> [Raw data]
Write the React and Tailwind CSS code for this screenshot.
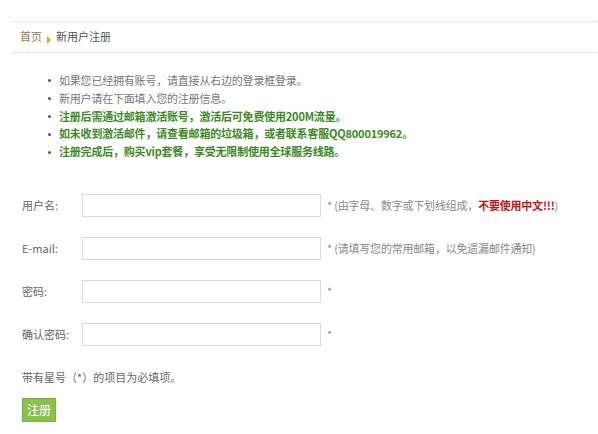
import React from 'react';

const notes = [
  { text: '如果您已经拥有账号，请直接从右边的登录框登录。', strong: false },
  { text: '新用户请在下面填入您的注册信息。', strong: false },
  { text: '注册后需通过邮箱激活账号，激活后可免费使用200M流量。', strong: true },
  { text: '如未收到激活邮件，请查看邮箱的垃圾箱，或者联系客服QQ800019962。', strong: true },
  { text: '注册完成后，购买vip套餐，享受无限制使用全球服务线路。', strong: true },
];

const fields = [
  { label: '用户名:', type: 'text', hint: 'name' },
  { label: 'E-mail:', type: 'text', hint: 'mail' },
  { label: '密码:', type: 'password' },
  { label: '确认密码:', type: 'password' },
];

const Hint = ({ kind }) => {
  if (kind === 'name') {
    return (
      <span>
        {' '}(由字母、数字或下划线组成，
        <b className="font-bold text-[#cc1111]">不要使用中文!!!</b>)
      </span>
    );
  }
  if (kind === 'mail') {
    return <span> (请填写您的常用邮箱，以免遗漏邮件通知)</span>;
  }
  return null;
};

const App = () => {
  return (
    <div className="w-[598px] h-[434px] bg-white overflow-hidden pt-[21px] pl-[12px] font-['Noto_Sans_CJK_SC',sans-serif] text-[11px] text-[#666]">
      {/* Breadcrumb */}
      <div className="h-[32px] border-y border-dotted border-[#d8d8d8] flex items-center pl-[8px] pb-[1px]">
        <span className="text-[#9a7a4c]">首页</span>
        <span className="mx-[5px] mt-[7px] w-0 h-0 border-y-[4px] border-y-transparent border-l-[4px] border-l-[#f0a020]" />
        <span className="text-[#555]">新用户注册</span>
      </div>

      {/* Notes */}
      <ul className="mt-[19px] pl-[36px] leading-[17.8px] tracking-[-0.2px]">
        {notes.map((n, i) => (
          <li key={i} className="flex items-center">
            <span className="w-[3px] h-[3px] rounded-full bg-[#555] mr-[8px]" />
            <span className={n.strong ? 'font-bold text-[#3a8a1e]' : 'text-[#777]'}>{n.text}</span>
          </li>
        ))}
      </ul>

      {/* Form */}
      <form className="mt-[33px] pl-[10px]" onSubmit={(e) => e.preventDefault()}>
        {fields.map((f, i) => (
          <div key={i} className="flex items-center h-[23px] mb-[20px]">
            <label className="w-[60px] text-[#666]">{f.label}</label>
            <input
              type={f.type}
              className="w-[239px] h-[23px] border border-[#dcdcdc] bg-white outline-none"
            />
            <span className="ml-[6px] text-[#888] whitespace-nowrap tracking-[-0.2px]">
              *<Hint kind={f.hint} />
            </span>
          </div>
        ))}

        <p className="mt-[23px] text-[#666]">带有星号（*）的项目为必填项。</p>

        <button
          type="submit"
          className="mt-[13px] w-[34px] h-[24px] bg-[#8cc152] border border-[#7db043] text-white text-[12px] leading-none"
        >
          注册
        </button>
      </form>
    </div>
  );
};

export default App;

> [The task] Pull out all lines in the data above that include "React".

> [Written solution]
Write the React and Tailwind CSS code for this screenshot.
import React from 'react';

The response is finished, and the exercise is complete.